» Problem details:
Transcribe every line exactly. Leave the pictures behind.

________________

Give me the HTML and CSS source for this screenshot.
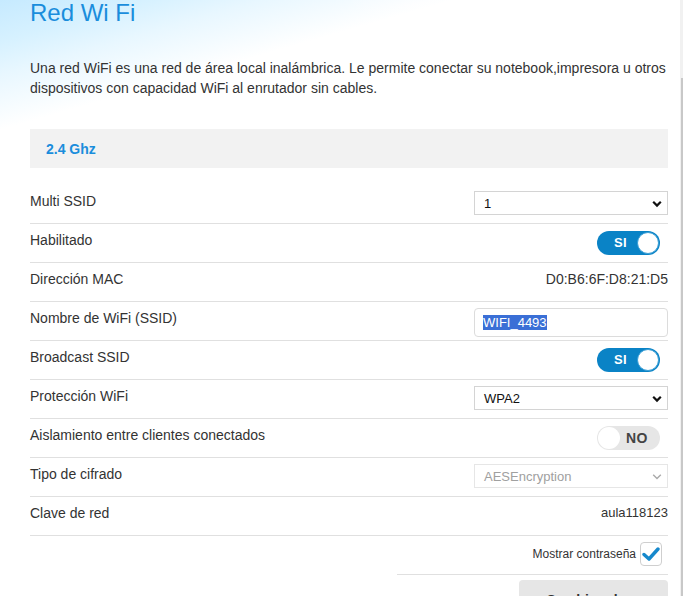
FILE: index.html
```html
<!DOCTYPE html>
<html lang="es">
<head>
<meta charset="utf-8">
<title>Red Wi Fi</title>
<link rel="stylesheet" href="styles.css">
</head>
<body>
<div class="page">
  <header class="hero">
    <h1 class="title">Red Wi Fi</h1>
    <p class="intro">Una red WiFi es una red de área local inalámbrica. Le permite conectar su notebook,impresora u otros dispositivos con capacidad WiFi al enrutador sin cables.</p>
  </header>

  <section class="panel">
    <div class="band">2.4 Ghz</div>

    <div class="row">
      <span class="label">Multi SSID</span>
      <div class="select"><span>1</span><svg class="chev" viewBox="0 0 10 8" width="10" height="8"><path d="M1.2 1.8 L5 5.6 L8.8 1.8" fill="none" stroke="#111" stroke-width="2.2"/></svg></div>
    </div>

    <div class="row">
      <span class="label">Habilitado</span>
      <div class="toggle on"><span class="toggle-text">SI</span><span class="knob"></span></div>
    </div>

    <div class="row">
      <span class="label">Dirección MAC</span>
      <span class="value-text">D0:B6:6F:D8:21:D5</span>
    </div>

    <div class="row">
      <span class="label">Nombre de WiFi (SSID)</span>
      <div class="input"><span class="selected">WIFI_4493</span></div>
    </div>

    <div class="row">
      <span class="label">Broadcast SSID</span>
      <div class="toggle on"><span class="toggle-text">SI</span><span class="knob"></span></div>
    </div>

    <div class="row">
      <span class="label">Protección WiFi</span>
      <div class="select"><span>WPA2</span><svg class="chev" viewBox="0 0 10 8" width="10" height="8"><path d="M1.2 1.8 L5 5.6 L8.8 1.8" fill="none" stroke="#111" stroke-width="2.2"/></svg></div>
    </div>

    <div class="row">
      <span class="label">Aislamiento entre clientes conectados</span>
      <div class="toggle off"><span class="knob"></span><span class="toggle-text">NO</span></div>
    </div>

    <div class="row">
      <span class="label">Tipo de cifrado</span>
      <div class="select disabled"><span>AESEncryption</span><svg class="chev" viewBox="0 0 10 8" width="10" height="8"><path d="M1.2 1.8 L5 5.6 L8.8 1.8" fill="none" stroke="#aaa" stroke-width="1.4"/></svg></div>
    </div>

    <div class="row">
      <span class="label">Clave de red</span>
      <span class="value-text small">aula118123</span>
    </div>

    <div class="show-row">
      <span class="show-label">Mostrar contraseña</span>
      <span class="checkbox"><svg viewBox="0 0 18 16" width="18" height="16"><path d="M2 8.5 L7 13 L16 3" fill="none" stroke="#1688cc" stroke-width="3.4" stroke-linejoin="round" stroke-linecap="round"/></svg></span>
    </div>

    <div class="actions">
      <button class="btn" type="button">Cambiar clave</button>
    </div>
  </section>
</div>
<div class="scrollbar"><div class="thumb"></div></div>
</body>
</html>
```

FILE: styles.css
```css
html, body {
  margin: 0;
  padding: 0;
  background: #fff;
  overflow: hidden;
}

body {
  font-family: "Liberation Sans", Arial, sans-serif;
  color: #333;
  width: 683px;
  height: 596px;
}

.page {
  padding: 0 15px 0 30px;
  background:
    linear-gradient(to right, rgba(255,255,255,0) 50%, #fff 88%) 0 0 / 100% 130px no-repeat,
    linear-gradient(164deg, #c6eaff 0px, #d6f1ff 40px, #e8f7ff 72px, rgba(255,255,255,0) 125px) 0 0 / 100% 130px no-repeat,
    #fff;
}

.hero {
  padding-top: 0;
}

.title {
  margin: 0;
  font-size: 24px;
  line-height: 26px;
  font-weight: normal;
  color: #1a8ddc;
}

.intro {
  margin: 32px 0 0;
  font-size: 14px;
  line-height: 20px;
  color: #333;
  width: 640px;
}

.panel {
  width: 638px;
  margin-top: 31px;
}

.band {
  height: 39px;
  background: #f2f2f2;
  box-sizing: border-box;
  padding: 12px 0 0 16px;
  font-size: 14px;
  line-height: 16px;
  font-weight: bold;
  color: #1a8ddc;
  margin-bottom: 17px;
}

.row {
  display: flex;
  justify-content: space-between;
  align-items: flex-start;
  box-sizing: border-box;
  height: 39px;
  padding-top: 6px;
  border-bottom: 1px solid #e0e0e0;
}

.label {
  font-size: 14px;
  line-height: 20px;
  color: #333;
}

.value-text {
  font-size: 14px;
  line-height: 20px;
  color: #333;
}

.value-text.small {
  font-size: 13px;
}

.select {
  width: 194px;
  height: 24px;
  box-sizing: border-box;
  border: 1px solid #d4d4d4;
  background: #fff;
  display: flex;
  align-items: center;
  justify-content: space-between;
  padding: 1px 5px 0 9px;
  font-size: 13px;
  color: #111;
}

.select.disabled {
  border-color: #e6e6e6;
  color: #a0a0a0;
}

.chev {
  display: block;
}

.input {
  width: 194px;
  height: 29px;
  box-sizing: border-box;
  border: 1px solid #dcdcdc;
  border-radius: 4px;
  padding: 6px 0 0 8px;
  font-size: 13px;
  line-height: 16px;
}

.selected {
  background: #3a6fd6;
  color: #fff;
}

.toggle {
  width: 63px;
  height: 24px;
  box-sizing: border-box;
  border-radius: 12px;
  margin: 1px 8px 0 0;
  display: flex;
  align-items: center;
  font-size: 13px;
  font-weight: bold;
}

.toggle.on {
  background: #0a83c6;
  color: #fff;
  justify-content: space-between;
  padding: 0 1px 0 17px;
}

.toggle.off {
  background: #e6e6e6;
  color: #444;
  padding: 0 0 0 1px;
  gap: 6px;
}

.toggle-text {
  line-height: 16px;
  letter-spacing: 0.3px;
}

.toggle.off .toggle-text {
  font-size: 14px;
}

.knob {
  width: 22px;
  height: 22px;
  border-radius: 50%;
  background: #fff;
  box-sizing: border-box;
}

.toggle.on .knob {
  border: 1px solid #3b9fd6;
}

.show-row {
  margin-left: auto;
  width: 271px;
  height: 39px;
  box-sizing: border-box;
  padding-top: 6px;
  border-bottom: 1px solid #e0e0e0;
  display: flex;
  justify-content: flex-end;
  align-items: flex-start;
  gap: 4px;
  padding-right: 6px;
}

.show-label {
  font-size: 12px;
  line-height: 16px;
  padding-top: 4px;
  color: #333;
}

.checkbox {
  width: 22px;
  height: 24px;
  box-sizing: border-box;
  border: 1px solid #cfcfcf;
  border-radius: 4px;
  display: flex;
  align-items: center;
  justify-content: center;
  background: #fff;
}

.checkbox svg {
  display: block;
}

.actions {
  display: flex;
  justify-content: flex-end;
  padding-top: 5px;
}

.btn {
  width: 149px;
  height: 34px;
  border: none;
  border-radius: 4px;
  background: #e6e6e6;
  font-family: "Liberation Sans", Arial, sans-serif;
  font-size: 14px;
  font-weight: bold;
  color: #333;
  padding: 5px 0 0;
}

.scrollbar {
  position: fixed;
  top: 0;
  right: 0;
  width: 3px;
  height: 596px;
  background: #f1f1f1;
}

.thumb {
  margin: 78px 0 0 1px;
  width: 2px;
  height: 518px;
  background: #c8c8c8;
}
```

________________

» Result:
Give me the HTML and CSS source for this screenshot.
FILE: index.html
```html
<!DOCTYPE html>
<html lang="es">
<head>
<meta charset="utf-8">
<title>Red Wi Fi</title>
<link rel="stylesheet" href="styles.css">
</head>
<body>
<div class="page">
  <header class="hero">
    <h1 class="title">Red Wi Fi</h1>
    <p class="intro">Una red WiFi es una red de área local inalámbrica. Le permite conectar su notebook,impresora u otros dispositivos con capacidad WiFi al enrutador sin cables.</p>
  </header>

  <section class="panel">
    <div class="band">2.4 Ghz</div>

    <div class="row">
      <span class="label">Multi SSID</span>
      <div class="select"><span>1</span><svg class="chev" viewBox="0 0 10 8" width="10" height="8"><path d="M1.2 1.8 L5 5.6 L8.8 1.8" fill="none" stroke="#111" stroke-width="2.2"/></svg></div>
    </div>

    <div class="row">
      <span class="label">Habilitado</span>
      <div class="toggle on"><span class="toggle-text">SI</span><span class="knob"></span></div>
    </div>

    <div class="row">
      <span class="label">Dirección MAC</span>
      <span class="value-text">D0:B6:6F:D8:21:D5</span>
    </div>

    <div class="row">
      <span class="label">Nombre de WiFi (SSID)</span>
      <div class="input"><span class="selected">WIFI_4493</span></div>
    </div>

    <div class="row">
      <span class="label">Broadcast SSID</span>
      <div class="toggle on"><span class="toggle-text">SI</span><span class="knob"></span></div>
    </div>

    <div class="row">
      <span class="label">Protección WiFi</span>
      <div class="select"><span>WPA2</span><svg class="chev" viewBox="0 0 10 8" width="10" height="8"><path d="M1.2 1.8 L5 5.6 L8.8 1.8" fill="none" stroke="#111" stroke-width="2.2"/></svg></div>
    </div>

    <div class="row">
      <span class="label">Aislamiento entre clientes conectados</span>
      <div class="toggle off"><span class="knob"></span><span class="toggle-text">NO</span></div>
    </div>

    <div class="row">
      <span class="label">Tipo de cifrado</span>
      <div class="select disabled"><span>AESEncryption</span><svg class="chev" viewBox="0 0 10 8" width="10" height="8"><path d="M1.2 1.8 L5 5.6 L8.8 1.8" fill="none" stroke="#aaa" stroke-width="1.4"/></svg></div>
    </div>

    <div class="row">
      <span class="label">Clave de red</span>
      <span class="value-text small">aula118123</span>
    </div>

    <div class="show-row">
      <span class="show-label">Mostrar contraseña</span>
      <span class="checkbox"><svg viewBox="0 0 18 16" width="18" height="16"><path d="M2 8.5 L7 13 L16 3" fill="none" stroke="#1688cc" stroke-width="3.4" stroke-linejoin="round" stroke-linecap="round"/></svg></span>
    </div>

    <div class="actions">
      <button class="btn" type="button">Cambiar clave</button>
    </div>
  </section>
</div>
<div class="scrollbar"><div class="thumb"></div></div>
</body>
</html>
```

FILE: styles.css
```css
html, body {
  margin: 0;
  padding: 0;
  background: #fff;
  overflow: hidden;
}

body {
  font-family: "Liberation Sans", Arial, sans-serif;
  color: #333;
  width: 683px;
  height: 596px;
}

.page {
  padding: 0 15px 0 30px;
  background:
    linear-gradient(to right, rgba(255,255,255,0) 50%, #fff 88%) 0 0 / 100% 130px no-repeat,
    linear-gradient(164deg, #c6eaff 0px, #d6f1ff 40px, #e8f7ff 72px, rgba(255,255,255,0) 125px) 0 0 / 100% 130px no-repeat,
    #fff;
}

.hero {
  padding-top: 0;
}

.title {
  margin: 0;
  font-size: 24px;
  line-height: 26px;
  font-weight: normal;
  color: #1a8ddc;
}

.intro {
  margin: 32px 0 0;
  font-size: 14px;
  line-height: 20px;
  color: #333;
  width: 640px;
}

.panel {
  width: 638px;
  margin-top: 31px;
}

.band {
  height: 39px;
  background: #f2f2f2;
  box-sizing: border-box;
  padding: 12px 0 0 16px;
  font-size: 14px;
  line-height: 16px;
  font-weight: bold;
  color: #1a8ddc;
  margin-bottom: 17px;
}

.row {
  display: flex;
  justify-content: space-between;
  align-items: flex-start;
  box-sizing: border-box;
  height: 39px;
  padding-top: 6px;
  border-bottom: 1px solid #e0e0e0;
}

.label {
  font-size: 14px;
  line-height: 20px;
  color: #333;
}

.value-text {
  font-size: 14px;
  line-height: 20px;
  color: #333;
}

.value-text.small {
  font-size: 13px;
}

.select {
  width: 194px;
  height: 24px;
  box-sizing: border-box;
  border: 1px solid #d4d4d4;
  background: #fff;
  display: flex;
  align-items: center;
  justify-content: space-between;
  padding: 1px 5px 0 9px;
  font-size: 13px;
  color: #111;
}

.select.disabled {
  border-color: #e6e6e6;
  color: #a0a0a0;
}

.chev {
  display: block;
}

.input {
  width: 194px;
  height: 29px;
  box-sizing: border-box;
  border: 1px solid #dcdcdc;
  border-radius: 4px;
  padding: 6px 0 0 8px;
  font-size: 13px;
  line-height: 16px;
}

.selected {
  background: #3a6fd6;
  color: #fff;
}

.toggle {
  width: 63px;
  height: 24px;
  box-sizing: border-box;
  border-radius: 12px;
  margin: 1px 8px 0 0;
  display: flex;
  align-items: center;
  font-size: 13px;
  font-weight: bold;
}

.toggle.on {
  background: #0a83c6;
  color: #fff;
  justify-content: space-between;
  padding: 0 1px 0 17px;
}

.toggle.off {
  background: #e6e6e6;
  color: #444;
  padding: 0 0 0 1px;
  gap: 6px;
}

.toggle-text {
  line-height: 16px;
  letter-spacing: 0.3px;
}

.toggle.off .toggle-text {
  font-size: 14px;
}

.knob {
  width: 22px;
  height: 22px;
  border-radius: 50%;
  background: #fff;
  box-sizing: border-box;
}

.toggle.on .knob {
  border: 1px solid #3b9fd6;
}

.show-row {
  margin-left: auto;
  width: 271px;
  height: 39px;
  box-sizing: border-box;
  padding-top: 6px;
  border-bottom: 1px solid #e0e0e0;
  display: flex;
  justify-content: flex-end;
  align-items: flex-start;
  gap: 4px;
  padding-right: 6px;
}

.show-label {
  font-size: 12px;
  line-height: 16px;
  padding-top: 4px;
  color: #333;
}

.checkbox {
  width: 22px;
  height: 24px;
  box-sizing: border-box;
  border: 1px solid #cfcfcf;
  border-radius: 4px;
  display: flex;
  align-items: center;
  justify-content: center;
  background: #fff;
}

.checkbox svg {
  display: block;
}

.actions {
  display: flex;
  justify-content: flex-end;
  padding-top: 5px;
}

.btn {
  width: 149px;
  height: 34px;
  border: none;
  border-radius: 4px;
  background: #e6e6e6;
  font-family: "Liberation Sans", Arial, sans-serif;
  font-size: 14px;
  font-weight: bold;
  color: #333;
  padding: 5px 0 0;
}

.scrollbar {
  position: fixed;
  top: 0;
  right: 0;
  width: 3px;
  height: 596px;
  background: #f1f1f1;
}

.thumb {
  margin: 78px 0 0 1px;
  width: 2px;
  height: 518px;
  background: #c8c8c8;
}
```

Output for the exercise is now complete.